Il debutto dietro la macchina da presa è del 1978, il grande successo internazionale arriverà due anni dopo con 'American Gigolo' che lancia Richard Gere nel firmamento delle star. Tra gli altri suoi film 'Cortesie per gli ospiti' da un romanzo di Ian McEwan adattato da Harold Pinter, 'Lo spacciatore', storia di un piccolo criminale che tenta di tornare ad una vita normale, quello che lui ha definito il suo film “più personale”, 'Affliction', molto apprezzato dalla critica che è valso ai due protagonisti, Nick Nolte e James Coburn, altrettante nomination all’Oscar e il recentissimo 'Collezionista di carte' presentato a Venezia proprio l'anno scorso.

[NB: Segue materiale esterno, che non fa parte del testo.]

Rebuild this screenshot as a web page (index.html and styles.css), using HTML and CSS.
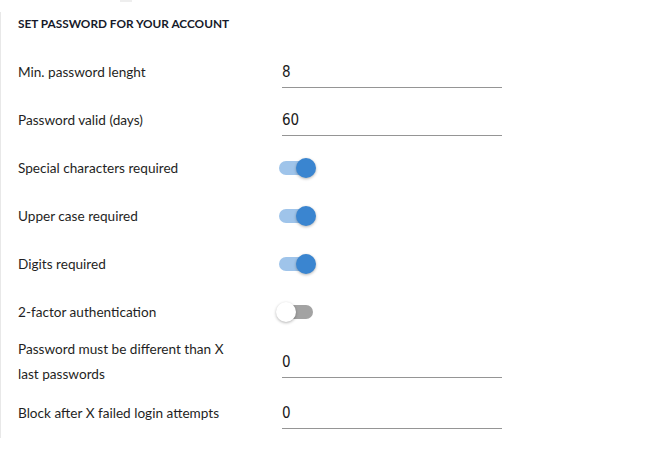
FILE: index.html
```html
<!DOCTYPE html>
<html>
<head>
<meta charset="utf-8">
<link rel="stylesheet" href="styles.css">
</head>
<body>
<div class="topmark"></div>
<section class="panel">
  <h2 class="title">SET PASSWORD FOR YOUR ACCOUNT</h2>
  <div class="row">
    <div class="label">Min. password lenght</div>
    <div class="field"><span class="value">8</span></div>
  </div>
  <div class="row">
    <div class="label">Password valid (days)</div>
    <div class="field"><span class="value">60</span></div>
  </div>
  <div class="row">
    <div class="label">Special characters required</div>
    <div class="switch on"><span class="track"></span><span class="thumb"></span></div>
  </div>
  <div class="row">
    <div class="label">Upper case required</div>
    <div class="switch on"><span class="track"></span><span class="thumb"></span></div>
  </div>
  <div class="row">
    <div class="label">Digits required</div>
    <div class="switch on"><span class="track"></span><span class="thumb"></span></div>
  </div>
  <div class="row">
    <div class="label">2-factor authentication</div>
    <div class="switch"><span class="track"></span><span class="thumb"></span></div>
  </div>
  <div class="row tall">
    <div class="label multi">Password must be different than X last passwords</div>
    <div class="field"><span class="value">0</span></div>
  </div>
  <div class="row">
    <div class="label">Block after X failed login attempts</div>
    <div class="field"><span class="value">0</span></div>
  </div>
</section>
</body>
</html>
```

FILE: styles.css
```css
html, body {
  margin: 0;
  padding: 0;
  background: #ffffff;
}
body {
  font-family: Lato, "Noto Sans", sans-serif;
  color: #1f1f24;
  position: relative;
  width: 650px;
  height: 450px;
  overflow: hidden;
}
.topmark {
  position: absolute;
  left: 120px;
  top: 0;
  width: 12px;
  height: 2px;
  background: #eeeeee;
}
.panel {
  margin-top: 12px;
  height: 426px;
  border-left: 1px solid #e8e8e8;
  padding-left: 17px;
  box-sizing: border-box;
}
.title {
  margin: 0 0 12px 0;
  font-size: 11.8px;
  font-weight: 700;
  line-height: 24px;
  color: #161a2a;
}
.row {
  display: flex;
  align-items: center;
  min-height: 48px;
}
.row.tall {
  padding: 1px 0 2px 0;
}
.label {
  width: 264px;
  flex: none;
  font-size: 13.6px;
  line-height: 24px;
  color: #1f1f24;
}
.label.multi {
  width: 218px;
  margin-right: 46px;
  line-height: 25px;
}
.field {
  width: 220px;
  height: 30px;
  border-bottom: 1px solid #959595;
  display: flex;
  align-items: center;
}
.value {
  font-family: "DejaVu Sans Condensed", "DejaVu Sans", sans-serif;
  font-size: 15px;
  color: #1a1a1a;
}
.switch {
  position: relative;
  width: 34px;
  height: 14px;
  margin-left: -3px;
}
.track {
  display: block;
  width: 34px;
  height: 14px;
  border-radius: 7px;
  background: #a3a3a3;
}
.thumb {
  position: absolute;
  top: -3px;
  left: -3px;
  width: 20px;
  height: 20px;
  border-radius: 50%;
  background: #ffffff;
  box-shadow: 0 1px 3px rgba(0, 0, 0, 0.3);
}
.switch.on .track {
  background: #9fc4ea;
}
.switch.on .thumb {
  left: 17px;
  background: #3a85d0;
}
```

Un autore spericolato che spesso ci ha mostrato antieroi in cerca di redenzione ed espiazione, tormentati dal dolore e dai sensi di colpa, lacerati da demoni nascosti con cui dover fare i propri conti in una contaminazione della disperazione più nichilista che cinica, prigionieri di una gabbia che cambia continuamente ma da cui uscire è impossibile.